The numerical aperture of this fiber is such that any ray within the core that makes less than 14° with the axis will be constrained within the core by total internal reflection at the core-cladding interface. We see no sign of the blue light within the fiber until it reaches the taper. Within the taper, the blue light reflects off the sloping walls of the fiber. These reflections increase the angle the light rays make with the fiber axis. Eventually, the light no longer reflects off the the core-cladding interface, nor even the cladding-air interface. The tip of the fiber shines with blue light.
When a ray of light passes through a decrease in refractive index, its will turn towards the plane of the interface. The diagram below shows how rays with an angle of incidence greater than a critical angle will be reflected.

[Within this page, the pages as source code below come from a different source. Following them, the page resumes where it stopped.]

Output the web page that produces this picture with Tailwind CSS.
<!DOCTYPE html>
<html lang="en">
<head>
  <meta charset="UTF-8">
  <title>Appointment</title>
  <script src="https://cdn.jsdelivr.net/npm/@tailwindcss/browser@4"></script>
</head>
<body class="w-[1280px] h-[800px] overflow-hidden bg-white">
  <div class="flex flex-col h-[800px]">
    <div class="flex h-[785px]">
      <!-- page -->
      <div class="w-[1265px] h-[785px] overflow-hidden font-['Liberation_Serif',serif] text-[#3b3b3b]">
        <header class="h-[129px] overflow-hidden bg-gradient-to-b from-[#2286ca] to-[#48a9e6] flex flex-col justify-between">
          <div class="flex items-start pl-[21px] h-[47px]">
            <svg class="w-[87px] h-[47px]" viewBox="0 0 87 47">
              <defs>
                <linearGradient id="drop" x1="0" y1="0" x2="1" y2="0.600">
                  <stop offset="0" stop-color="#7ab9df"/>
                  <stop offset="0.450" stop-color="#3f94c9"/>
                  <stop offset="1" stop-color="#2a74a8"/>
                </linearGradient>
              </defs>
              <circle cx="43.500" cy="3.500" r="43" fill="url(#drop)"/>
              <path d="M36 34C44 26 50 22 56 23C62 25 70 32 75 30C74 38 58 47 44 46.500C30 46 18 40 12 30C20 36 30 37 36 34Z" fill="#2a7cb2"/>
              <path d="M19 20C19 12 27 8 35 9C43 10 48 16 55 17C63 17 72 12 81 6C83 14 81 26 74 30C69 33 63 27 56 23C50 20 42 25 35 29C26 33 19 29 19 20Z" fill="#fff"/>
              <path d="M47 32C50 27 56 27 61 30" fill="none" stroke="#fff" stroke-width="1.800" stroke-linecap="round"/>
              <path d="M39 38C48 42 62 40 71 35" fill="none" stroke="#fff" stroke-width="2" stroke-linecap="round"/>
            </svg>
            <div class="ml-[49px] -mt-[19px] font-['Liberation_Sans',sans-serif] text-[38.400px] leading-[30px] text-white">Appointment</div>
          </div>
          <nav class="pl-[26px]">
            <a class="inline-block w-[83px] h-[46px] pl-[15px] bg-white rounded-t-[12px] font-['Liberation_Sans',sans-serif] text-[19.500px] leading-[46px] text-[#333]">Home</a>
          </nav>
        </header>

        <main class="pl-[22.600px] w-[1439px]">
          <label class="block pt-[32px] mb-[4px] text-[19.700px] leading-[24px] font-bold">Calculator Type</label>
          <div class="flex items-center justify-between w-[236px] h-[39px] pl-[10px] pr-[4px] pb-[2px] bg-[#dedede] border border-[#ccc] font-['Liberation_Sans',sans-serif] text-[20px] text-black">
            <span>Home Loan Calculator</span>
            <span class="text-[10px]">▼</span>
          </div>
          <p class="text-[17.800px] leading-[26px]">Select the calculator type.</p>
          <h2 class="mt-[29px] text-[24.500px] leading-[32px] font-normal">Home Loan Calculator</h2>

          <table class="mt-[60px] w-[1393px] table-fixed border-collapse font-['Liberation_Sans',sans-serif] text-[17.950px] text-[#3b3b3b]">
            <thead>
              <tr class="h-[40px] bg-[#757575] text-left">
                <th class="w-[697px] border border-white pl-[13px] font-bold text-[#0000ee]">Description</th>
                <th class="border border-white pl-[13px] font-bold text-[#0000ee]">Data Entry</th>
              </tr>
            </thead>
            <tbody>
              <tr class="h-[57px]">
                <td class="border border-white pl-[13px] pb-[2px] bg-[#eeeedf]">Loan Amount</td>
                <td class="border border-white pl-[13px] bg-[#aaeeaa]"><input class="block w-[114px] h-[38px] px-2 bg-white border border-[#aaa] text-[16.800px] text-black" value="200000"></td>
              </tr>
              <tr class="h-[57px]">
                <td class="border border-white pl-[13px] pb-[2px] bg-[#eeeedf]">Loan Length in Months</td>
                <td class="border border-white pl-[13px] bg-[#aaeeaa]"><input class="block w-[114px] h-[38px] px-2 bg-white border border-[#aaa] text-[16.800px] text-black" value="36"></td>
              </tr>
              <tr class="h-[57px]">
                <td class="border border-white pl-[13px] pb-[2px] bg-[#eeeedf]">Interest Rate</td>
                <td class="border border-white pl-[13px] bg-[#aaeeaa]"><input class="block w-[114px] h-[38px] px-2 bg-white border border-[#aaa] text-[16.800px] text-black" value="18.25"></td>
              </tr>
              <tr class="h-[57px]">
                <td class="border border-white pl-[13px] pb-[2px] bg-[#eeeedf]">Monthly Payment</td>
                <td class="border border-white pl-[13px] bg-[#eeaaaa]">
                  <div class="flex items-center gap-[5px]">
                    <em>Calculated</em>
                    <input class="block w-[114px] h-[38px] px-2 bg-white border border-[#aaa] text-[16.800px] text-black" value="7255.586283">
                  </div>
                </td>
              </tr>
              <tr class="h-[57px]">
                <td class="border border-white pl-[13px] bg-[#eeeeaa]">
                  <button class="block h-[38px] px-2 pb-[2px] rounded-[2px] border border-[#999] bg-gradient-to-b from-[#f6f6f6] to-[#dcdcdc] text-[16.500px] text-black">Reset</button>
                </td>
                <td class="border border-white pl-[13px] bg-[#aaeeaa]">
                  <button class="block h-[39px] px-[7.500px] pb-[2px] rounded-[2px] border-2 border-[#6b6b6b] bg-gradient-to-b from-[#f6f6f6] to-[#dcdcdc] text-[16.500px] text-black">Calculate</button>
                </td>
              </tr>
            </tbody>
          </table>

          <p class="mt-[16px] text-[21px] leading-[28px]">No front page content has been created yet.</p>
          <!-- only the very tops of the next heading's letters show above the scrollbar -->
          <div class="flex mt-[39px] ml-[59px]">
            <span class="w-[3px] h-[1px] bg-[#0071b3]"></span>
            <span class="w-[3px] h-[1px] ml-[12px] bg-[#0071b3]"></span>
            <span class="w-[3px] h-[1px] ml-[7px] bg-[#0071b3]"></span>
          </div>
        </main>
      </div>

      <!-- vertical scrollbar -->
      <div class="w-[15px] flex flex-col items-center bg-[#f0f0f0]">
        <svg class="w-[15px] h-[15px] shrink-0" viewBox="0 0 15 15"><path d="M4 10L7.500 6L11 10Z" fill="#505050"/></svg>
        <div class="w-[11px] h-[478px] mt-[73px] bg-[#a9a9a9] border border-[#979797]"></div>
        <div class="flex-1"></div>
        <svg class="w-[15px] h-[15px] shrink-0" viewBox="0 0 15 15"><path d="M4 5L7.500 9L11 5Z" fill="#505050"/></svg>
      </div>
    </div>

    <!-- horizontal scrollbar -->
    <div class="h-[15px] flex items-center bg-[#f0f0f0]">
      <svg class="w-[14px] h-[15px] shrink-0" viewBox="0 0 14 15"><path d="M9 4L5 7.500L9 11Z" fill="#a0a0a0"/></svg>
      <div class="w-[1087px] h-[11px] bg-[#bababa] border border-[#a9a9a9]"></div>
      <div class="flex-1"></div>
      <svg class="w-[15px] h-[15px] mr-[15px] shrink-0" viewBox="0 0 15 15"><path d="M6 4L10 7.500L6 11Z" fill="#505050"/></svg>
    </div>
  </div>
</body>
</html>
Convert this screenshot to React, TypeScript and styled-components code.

Our fiber has numerical aperture 0.37, which means rays in air that enter a polished, perpendicular fiber tip will end up propagating down the core if they lie within 22° of the fiber axis. The fiber silica has refractive index roughly 1.58. When a ray at 22° enters a fiber, it bends towards the axis and propagates at an angle of 14°. The critical angle of the core-cladding interface is 76°. The ratio of the core refractive index to the cladding refractive index is 0.97. If we assume the core has refractive index 1.58, the cladding must have refractive index 1.54.
With the taper in air, however, we have the cladding-air interface to perform internal reflection as well. Because the refractive index of air is 1.0, the critical angle of this interface is 40°. In the photograph we see light escaping from the taper only when it gets within 300 μm of the tip. When we immerse the taper in water, however, light starts to escape farther from the tip. The refractive index of water is 1.3, so the critical angle of the cladding-water interface is 50°. The following photograph shows the same fiber tip immersed in water with a suspension of fine particles to scatter the emitted light.
The light starts to escape the fiber roughly 600 μm from the fiber tip. Most of the light emerges within a 90° cone. But the fact that we can see the taper clearly from the side demonstrates that the taper emits in all directions even when immersed in water.